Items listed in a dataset
------------------------------------------------------------------------

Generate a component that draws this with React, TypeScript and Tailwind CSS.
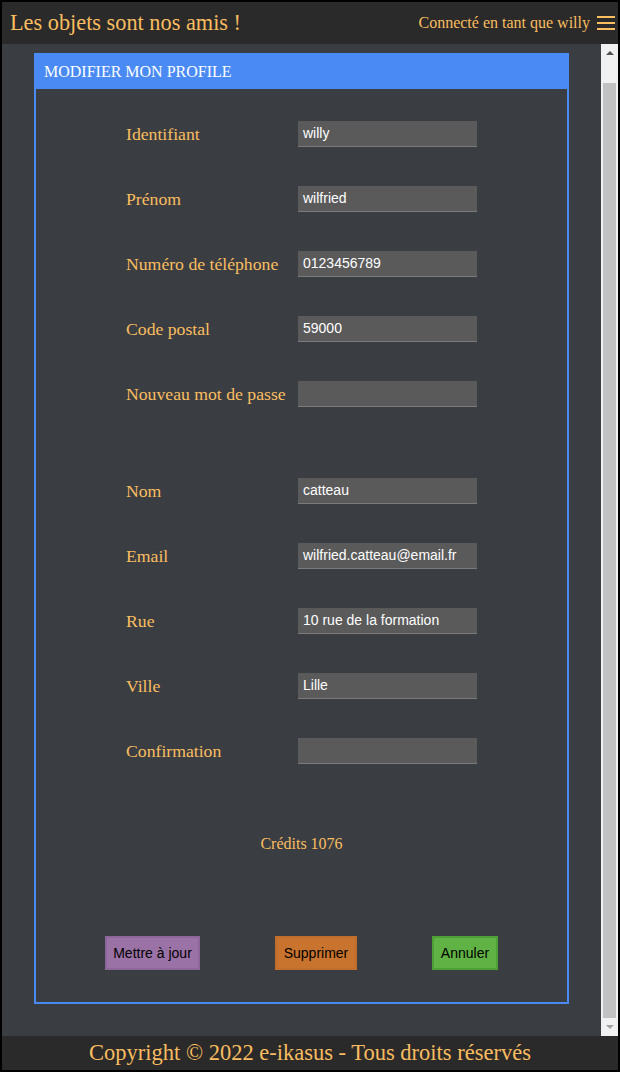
import React from "react";

const serif = { fontFamily: '"Liberation Serif", "Times New Roman", serif' };
const sans = { fontFamily: '"Liberation Sans", Arial, sans-serif' };

function Row({ label, value }: { label: string; value: string }) {
  return (
    <div className="flex items-center h-[26px]">
      <div className="w-[172px] text-[17.7px] text-[#fabd5f] pt-[1px]" style={serif}>
        {label}
      </div>
      <div
        className="w-[179px] h-[26px] bg-[#5a5a5b] border-b border-[#7a7a7a] text-white text-[14px] pl-[5px] flex items-center"
        style={sans}
      >
        {value}
      </div>
    </div>
  );
}

export default function App() {
  const first = [
    ["Identifiant", "willy"],
    ["Prénom", "wilfried"],
    ["Numéro de téléphone", "0123456789"],
    ["Code postal", "59000"],
    ["Nouveau mot de passe", ""],
  ];
  const second = [
    ["Nom", "catteau"],
    ["Email", "wilfried.catteau@email.fr"],
    ["Rue", "10 rue de la formation"],
    ["Ville", "Lille"],
    ["Confirmation", ""],
  ];
  return (
    <div className="w-[620px] h-[1072px] bg-black p-[2px] flex flex-col overflow-hidden">
      <header className="h-[42px] bg-[#2a2a2a] flex items-center justify-between pl-[8px] pr-[3px] shrink-0">
        <div className="text-[22.3px] text-[#fabd5f] leading-none" style={serif}>
          Les objets sont nos amis !
        </div>
        <div className="flex items-center gap-[7px]">
          <span className="text-[16px] text-[#fabd5f]" style={serif}>
            Connecté en tant que willy
          </span>
          <div className="flex flex-col gap-[4px] w-[18px]">
            <div className="h-[2px] bg-[#fabd5f]" />
            <div className="h-[2px] bg-[#fabd5f]" />
            <div className="h-[2px] bg-[#fabd5f]" />
          </div>
        </div>
      </header>
      <div className="flex flex-1 min-h-0">
        <main className="flex-1 bg-[#3a3e42] pt-[9px] px-[32px]">
          <div className="border-2 border-[#4a8af4] h-[951px] flex flex-col">
            <div className="h-[34px] bg-[#4a8af4] flex items-center pl-[8px] text-white text-[16px]" style={serif}>
              MODIFIER MON PROFILE
            </div>
            <div className="flex flex-col items-center pt-[32px]">
              <div className="flex flex-col gap-[39px]">
                {first.map(([l, v]) => (
                  <Row key={l} label={l} value={v} />
                ))}
              </div>
              <div className="flex flex-col gap-[39px] mt-[71px]">
                {second.map(([l, v]) => (
                  <Row key={l} label={l} value={v} />
                ))}
              </div>
              <div className="mt-[71px] text-[16px] text-[#fabd5f] h-[18px] leading-[18px]" style={serif}>
                Crédits 1076
              </div>
              <div className="mt-[83px] flex gap-[75px] text-[14px] text-black" style={sans}>
                <div className="w-[95px] h-[34px] bg-[#9b72a6] border-2 border-[#8d679a] flex items-center justify-center">
                  Mettre à jour
                </div>
                <div className="w-[82px] h-[34px] bg-[#c8742e] border-2 border-[#c06e2b] flex items-center justify-center">
                  Supprimer
                </div>
                <div className="w-[66px] h-[34px] bg-[#60b245] border-2 border-[#4f9f37] flex items-center justify-center">
                  Annuler
                </div>
              </div>
            </div>
          </div>
        </main>
        <div className="w-[17px] bg-[#f1f1f1] flex flex-col items-center shrink-0">
          <div className="h-[17px] flex items-center justify-center">
            <div className="w-0 h-0 border-l-[4px] border-r-[4px] border-b-[4px] border-l-transparent border-r-transparent border-b-[#505050]" />
          </div>
          <div className="mt-[22px] w-[13px] h-[935px] bg-[#c1c1c1]" />
          <div className="flex-1 flex items-center justify-center">
            <div className="w-0 h-0 border-l-[4px] border-r-[4px] border-t-[4px] border-l-transparent border-r-transparent border-t-[#a3a3a3]" />
          </div>
        </div>
      </div>
      <footer className="h-[34px] bg-[#2a2a2a] flex items-center justify-center shrink-0">
        <span className="text-[22.5px] text-[#fabd5f]" style={serif}>
          Copyright © 2022 e-ikasus - Tous droits réservés
        </span>
      </footer>
    </div>
  );
}
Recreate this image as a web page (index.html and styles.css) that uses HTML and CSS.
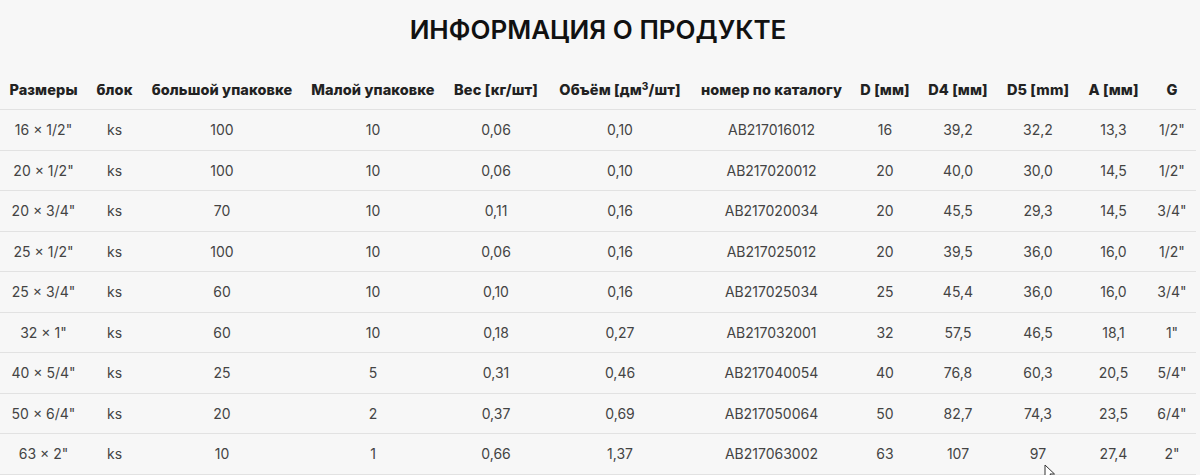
FILE: index.html
```html
<!DOCTYPE html>
<html lang="ru">
<head>
<meta charset="utf-8">
<title>Информация о продукте</title>
<link rel="stylesheet" href="styles.css">
</head>
<body>
<main class="page">
  <h1 class="title">ИНФОРМАЦИЯ О ПРОДУКТЕ</h1>
  <table class="spec">
    <colgroup>
      <col class="w1"><col class="w2"><col class="w3"><col class="w4"><col class="w5"><col class="w6">
      <col class="w7"><col class="w8"><col class="w9"><col class="w10"><col class="w11"><col class="w12">
    </colgroup>
    <thead>
      <tr>
        <th>Размеры</th><th>блок</th><th>большой упаковке</th><th>Малой упаковке</th><th>Вес [кг/шт]</th><th>Объём [дм<sup>3</sup>/шт]</th><th>номер по каталогу</th><th>D [мм]</th><th>D4 [мм]</th><th>D5 [mm]</th><th>A [мм]</th><th>G</th>
      </tr>
    </thead>
    <tbody>
      <tr><td>16 × 1/2"</td><td>ks</td><td>100</td><td>10</td><td>0,06</td><td>0,10</td><td>AB217016012</td><td>16</td><td>39,2</td><td>32,2</td><td>13,3</td><td>1/2"</td></tr>
      <tr><td>20 × 1/2"</td><td>ks</td><td>100</td><td>10</td><td>0,06</td><td>0,10</td><td>AB217020012</td><td>20</td><td>40,0</td><td>30,0</td><td>14,5</td><td>1/2"</td></tr>
      <tr><td>20 × 3/4"</td><td>ks</td><td>70</td><td>10</td><td>0,11</td><td>0,16</td><td>AB217020034</td><td>20</td><td>45,5</td><td>29,3</td><td>14,5</td><td>3/4"</td></tr>
      <tr><td>25 × 1/2"</td><td>ks</td><td>100</td><td>10</td><td>0,06</td><td>0,16</td><td>AB217025012</td><td>20</td><td>39,5</td><td>36,0</td><td>16,0</td><td>1/2"</td></tr>
      <tr><td>25 × 3/4"</td><td>ks</td><td>60</td><td>10</td><td>0,10</td><td>0,16</td><td>AB217025034</td><td>25</td><td>45,4</td><td>36,0</td><td>16,0</td><td>3/4"</td></tr>
      <tr><td>32 × 1"</td><td>ks</td><td>60</td><td>10</td><td>0,18</td><td>0,27</td><td>AB217032001</td><td>32</td><td>57,5</td><td>46,5</td><td>18,1</td><td>1"</td></tr>
      <tr><td>40 × 5/4"</td><td>ks</td><td>25</td><td>5</td><td>0,31</td><td>0,46</td><td>AB217040054</td><td>40</td><td>76,8</td><td>60,3</td><td>20,5</td><td>5/4"</td></tr>
      <tr><td>50 × 6/4"</td><td>ks</td><td>20</td><td>2</td><td>0,37</td><td>0,69</td><td>AB217050064</td><td>50</td><td>82,7</td><td>74,3</td><td>23,5</td><td>6/4"</td></tr>
      <tr><td>63 × 2"</td><td>ks</td><td>10</td><td>1</td><td>0,66</td><td>1,37</td><td>AB217063002</td><td>63</td><td>107</td><td>97</td><td>27,4</td><td>2"</td></tr>
    </tbody>
  </table>
  <svg class="cursor" width="12" height="18" viewBox="0 0 12 18" aria-hidden="true">
    <path d="M1 1 L1 14 L4 11 L6.5 16.5 L8.5 15.5 L6 10 L10.5 10 Z" fill="#fff" stroke="#333" stroke-width="1"/>
  </svg>
</main>
</body>
</html>
```

FILE: styles.css
```css
html, body {
  margin: 0;
  padding: 0;
  background: #f7f7f7;
}
body {
  font-family: Inter, "Noto Sans", "Liberation Sans", sans-serif;
  color: #444;
  overflow: hidden;
}
.page {
  position: relative;
  width: 1196px;
}
.title {
  margin: 0;
  height: 69px;
  padding-top: 13px;
  box-sizing: border-box;
  font-size: 26px;
  line-height: 34px;
  font-weight: 600;
  color: #111;
  text-align: center;
  letter-spacing: 0;
}
.spec {
  width: 1196px;
  border-collapse: collapse;
  table-layout: fixed;
}
.w1 { width: 87px; }
.w2 { width: 55px; }
.w3 { width: 160px; }
.w4 { width: 142px; }
.w5 { width: 104px; }
.w6 { width: 144px; }
.w7 { width: 159px; }
.w8 { width: 68px; }
.w9 { width: 78px; }
.w10 { width: 82px; }
.w11 { width: 69px; }
.w12 { width: 48px; }
.spec th,
.spec td {
  padding: 0;
  text-align: center;
  white-space: nowrap;
  border-bottom: 1px solid #e2e2e2;
}
.spec th {
  height: 40px;
  font-size: 14.5px;
  font-weight: 800;
  letter-spacing: 0.1px;
  color: #222;
}
.spec th sup {
  font-size: 10px;
  line-height: 0;
  vertical-align: 5px;
}
.spec td {
  height: 39.5px;
  font-size: 14px;
  font-weight: 400;
  color: #444;
}
.cursor {
  position: absolute;
  left: 1044px;
  top: 464px;
}
```
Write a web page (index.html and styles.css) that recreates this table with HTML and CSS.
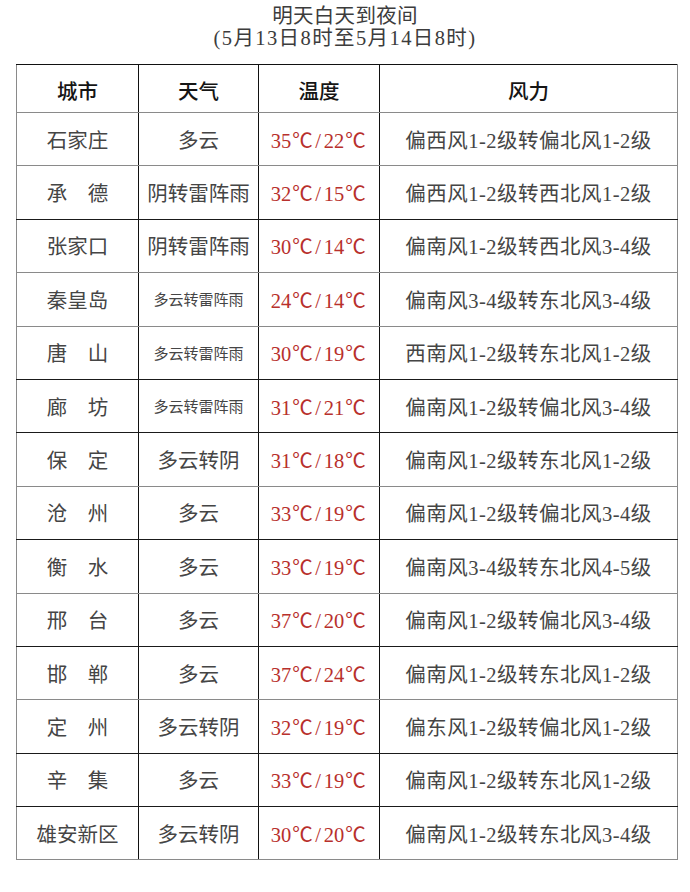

------------------------------------------------------------------------

Extract every line containing the string "styles" from the material.

FINAL RESULT =>
Recreate this image as a web page (index.html and styles.css) that uses HTML and CSS.
<link rel="stylesheet" href="styles.css">
FILE: styles.css
Write a web page (index.html and styles.css) that recreates this table with HTML and CSS.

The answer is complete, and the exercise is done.